Dicono Stefano Corradino, direttore di Articolo21 e Filippo Rossi direttore del Futurista. “Non è previsto nessun ricorso all’Autorità giudiziaria – aggiungono – chi se ne frega, nessuna possibilità di verificare l’effettiva illiceità di un contenuto. Ecco perché il Fava è peggiore del Sopa americano, che almeno prevede l’intervento di un’autorità competente”. Altolà anche da Vincenzo Vita (Pd) e Giuseppe Giulietti, portavoce di Articolo 21, che parlano di “un colpo ferale alla libertà della rete anche in Italia”.

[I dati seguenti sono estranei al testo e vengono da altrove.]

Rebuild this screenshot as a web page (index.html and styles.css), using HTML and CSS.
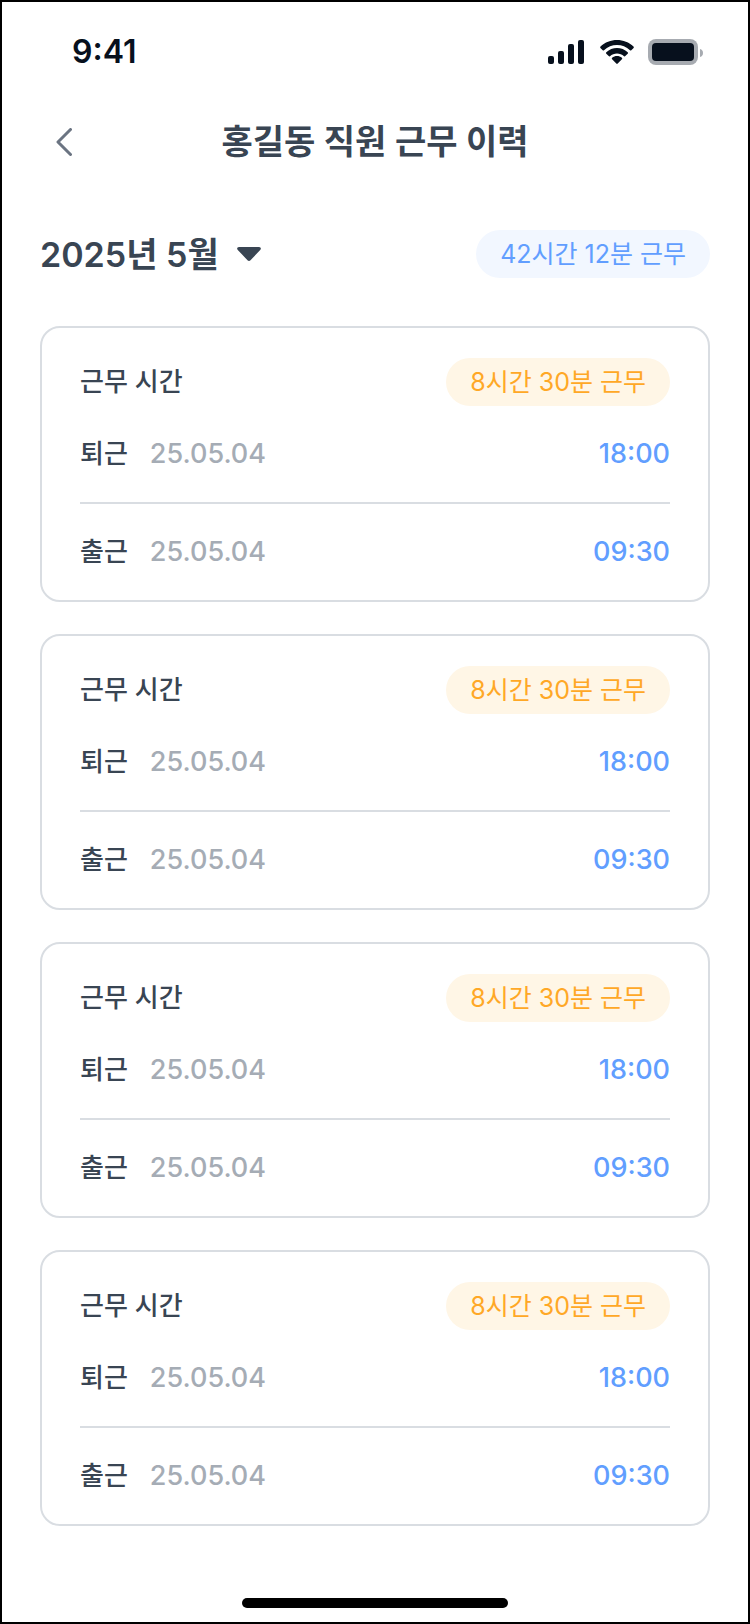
FILE: index.html
```
<!DOCTYPE html>
<html lang="ko">
<head>
  <meta charset="UTF-8">
  <meta name="viewport" content="width=device-width, initial-scale=1.0">
  <title>홍길동 직원 근무 이력</title>
  <link rel="stylesheet" href="styles.css">
</head>
<body>
  <div class="screen">
    <div class="status-bar">
      <span class="clock">9:41</span>
      <div class="status-icons">
        <svg class="signal" width="36" height="24" viewBox="0 0 36 24" aria-hidden="true">
          <rect x="0" y="16" width="6" height="8" rx="2"/>
          <rect x="10" y="11" width="6" height="13" rx="2"/>
          <rect x="20" y="4" width="6" height="20" rx="2"/>
          <rect x="30" y="0" width="6" height="24" rx="2"/>
        </svg>
        <svg class="wifi" width="34" height="24" viewBox="0 0 34 24" aria-hidden="true">
          <path d="M17 0C23.200 0 29 2.300 33.500 6.400C34 6.900 34 7.500 33.600 8L31.300 10.300C30.900 10.700 30.400 10.700 30 10.300C26.400 7 21.800 5.100 17 5.100S7.600 7 4 10.300C3.600 10.700 3.100 10.700 2.700 10.300L.4 8C0 7.500 0 6.900 .5 6.400C5 2.300 10.800 0 17 0Z"/>
          <path d="M17 8C21 8 24.800 9.500 27.700 12.200C28.200 12.700 28.200 13.300 27.700 13.800L25.300 16.100C24.900 16.500 24.400 16.500 24 16.200C22.100 14.400 19.600 13.400 17 13.400S11.900 14.400 10 16.200C9.600 16.500 9.100 16.500 8.700 16.100L6.300 13.800C5.800 13.300 5.800 12.700 6.300 12.200C9.200 9.500 13 8 17 8Z"/>
          <path d="M17 16C18.800 16 20.500 16.600 21.900 17.800C22.400 18.300 22.400 18.800 21.900 19.300L17.700 23.600C17.300 24 16.700 24 16.300 23.600L12.100 19.300C11.600 18.800 11.600 18.300 12.100 17.800C13.500 16.600 15.200 16 17 16Z"/>
        </svg>
        <svg class="battery" width="56" height="26" viewBox="0 0 56 26" aria-hidden="true">
          <rect class="battery-case" x="0" y="0" width="50" height="26" rx="8"/>
          <rect x="4" y="4" width="42" height="18" rx="4"/>
          <path class="battery-case" d="M52 10C54 10.600 55 12 55 14S54 17.400 52 18Z"/>
        </svg>
      </div>
    </div>

    <header class="header">
      <button class="back-button" type="button" aria-label="뒤로">
        <svg width="16" height="28" viewBox="0 0 16 28">
          <path d="M14.500 1.500L2 14L14.500 26.500"/>
        </svg>
      </button>
      <h1>홍길동 직원 근무 이력</h1>
    </header>

    <main class="content">
      <div class="month-row">
        <label class="month">
          <select class="month-select" aria-label="조회 월">
            <option>2025년 5월</option>
          </select>
          <svg width="24" height="14" viewBox="0 0 24 14" aria-hidden="true">
            <path d="M2 0H22C23.800 0 24.500 1.800 23.200 3L13.500 13.200C12.600 14.200 11.400 14.200 10.500 13.200L.8 3C-.5 1.800 .2 0 2 0Z"/>
          </svg>
        </label>
        <span class="badge badge-total">42시간 12분 근무</span>
      </div>

      <section class="card">
        <div class="card-top">
          <h2>근무 시간</h2>
          <span class="badge badge-day">8시간 30분 근무</span>
        </div>
        <div class="record">
          <span class="type">퇴근</span>
          <span class="date">25.05.04</span>
          <time class="time">18:00</time>
        </div>
        <div class="record">
          <span class="type">출근</span>
          <span class="date">25.05.04</span>
          <time class="time">09:30</time>
        </div>
      </section>

      <section class="card">
        <div class="card-top">
          <h2>근무 시간</h2>
          <span class="badge badge-day">8시간 30분 근무</span>
        </div>
        <div class="record">
          <span class="type">퇴근</span>
          <span class="date">25.05.04</span>
          <time class="time">18:00</time>
        </div>
        <div class="record">
          <span class="type">출근</span>
          <span class="date">25.05.04</span>
          <time class="time">09:30</time>
        </div>
      </section>

      <section class="card">
        <div class="card-top">
          <h2>근무 시간</h2>
          <span class="badge badge-day">8시간 30분 근무</span>
        </div>
        <div class="record">
          <span class="type">퇴근</span>
          <span class="date">25.05.04</span>
          <time class="time">18:00</time>
        </div>
        <div class="record">
          <span class="type">출근</span>
          <span class="date">25.05.04</span>
          <time class="time">09:30</time>
        </div>
      </section>

      <section class="card">
        <div class="card-top">
          <h2>근무 시간</h2>
          <span class="badge badge-day">8시간 30분 근무</span>
        </div>
        <div class="record">
          <span class="type">퇴근</span>
          <span class="date">25.05.04</span>
          <time class="time">18:00</time>
        </div>
        <div class="record">
          <span class="type">출근</span>
          <span class="date">25.05.04</span>
          <time class="time">09:30</time>
        </div>
      </section>
    </main>

    <div class="home-indicator"></div>
  </div>
</body>
</html>
```
FILE: styles.css
```
* {
  box-sizing: border-box;
}

body {
  margin: 0;
  font-family: Inter, "Noto Sans CJK KR", sans-serif;
  line-height: 48px;
  color: #394553;
  background-color: #fff;
}

.screen {
  display: flex;
  flex-direction: column;
  min-height: 100vh;
  border: 2px solid #000;
}

/* status bar */
.status-bar {
  display: flex;
  justify-content: space-between;
  align-items: center;
  height: 100px;
  padding: 0 44px 0 70px;
  color: #07101d;
}

.clock {
  font-size: 32px;
  font-weight: 600;
}

.status-icons {
  display: flex;
  align-items: center;
  gap: 16px;
  fill: #07101d;
}

.status-icons .battery {
  margin-left: -2px;
}

.battery-case {
  fill: #a7abb1;
}

/* header */
.header {
  display: grid;
  grid-template-columns: 48px 1fr 48px;
  align-items: center;
  height: 80px;
  padding: 0 38px;
}

.header h1 {
  margin: 0;
  font-size: 34px;
  font-weight: 600;
  text-align: center;
}

.back-button {
  display: flex;
  justify-content: center;
  align-items: center;
  width: 48px;
  height: 48px;
  padding: 0;
  border: none;
  background: none;
  cursor: pointer;
}

.back-button path {
  fill: none;
  stroke: #6b7482;
  stroke-width: 3;
  stroke-linecap: round;
  stroke-linejoin: round;
}

/* history */
.content {
  display: flex;
  flex-direction: column;
  gap: 32px;
  padding: 48px 38px;
}

.month-row {
  display: flex;
  justify-content: space-between;
  align-items: center;
  margin-bottom: 16px;
}

.month {
  display: flex;
  align-items: center;
  gap: 18px;
  fill: #394553;
}

.month-select {
  height: 48px;
  padding: 0;
  border: none;
  appearance: none;
  background: none;
  font-family: inherit;
  font-size: 34px;
  font-weight: 600;
  color: inherit;
}

.badge {
  padding: 0 24px;
  border-radius: 24px;
  font-size: 25px;
  font-weight: 400;
  white-space: nowrap;
}

.badge-total {
  color: #619eff;
  background-color: #f2f7ff;
}

.badge-day {
  color: #ffa826;
  background-color: #fff6e6;
}

.card {
  padding: 30px 38px 0;
  border: 2px solid #d9dde2;
  border-radius: 20px;
}

.card-top {
  display: flex;
  justify-content: space-between;
  align-items: center;
}

.card h2 {
  margin: 0;
  font-size: 26px;
  font-weight: 500;
}

.record {
  display: flex;
  align-items: center;
  gap: 22px;
  height: 96px;
  font-size: 27px;
  font-weight: 500;
}

.record + .record {
  height: 98px;
  border-top: 2px solid #d9dde2;
}

.type {
  font-size: 26px;
}

.date {
  color: #a5acb5;
}

.time {
  margin-left: auto;
  color: #619eff;
}

.home-indicator {
  width: 266px;
  height: 10px;
  margin: auto auto 14px;
  border-radius: 5px;
  background-color: #000;
}
```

Contrari anche i deputati di Futuro e libertà Flavia Perina e Benedetto Della Vedova: “Se qualcuno pensa che, per contrastare la pirateria e gli atti illeciti compiuti in Rete, si debba ridurre la libertà di espressione degli utenti, non ha capito molto di Internet, né di pirateria”. Per il pd Alberto Losacco: “Bisogna bloccare a tutti costi il Sopa italiano” e si dicono dello stesso parere i colleghi democratici Silvia Velo e Sandro Gozi . Antonio Di Pietro avverte sul suo profilo Facebook: “Ancora una volta vogliono censurarci. L’emendamento leghista è un atto liberticida che va contro l’articolo 21 della Costituzione”. Per il segretario dei Radicali Italiani Mario Staderini e per Luca Nicotra di Agorà Digitale “l’approvazione dell’emendamento consentirà a multinazionali e monopolisti dell’informazione e dei contenuti italiani di mettere in piedi vere e proprie polizie del web. Una Sopa italiana che avrà l’effetto di incentivare la rimozione selvaggia dei contenuti di siti profit o no-profit”.

Controemendamenti abrogativi sono stati presentati da Fli, Pd, Italia dei Valori e Radicali. Il voto dovrebbe avvenire in settimana.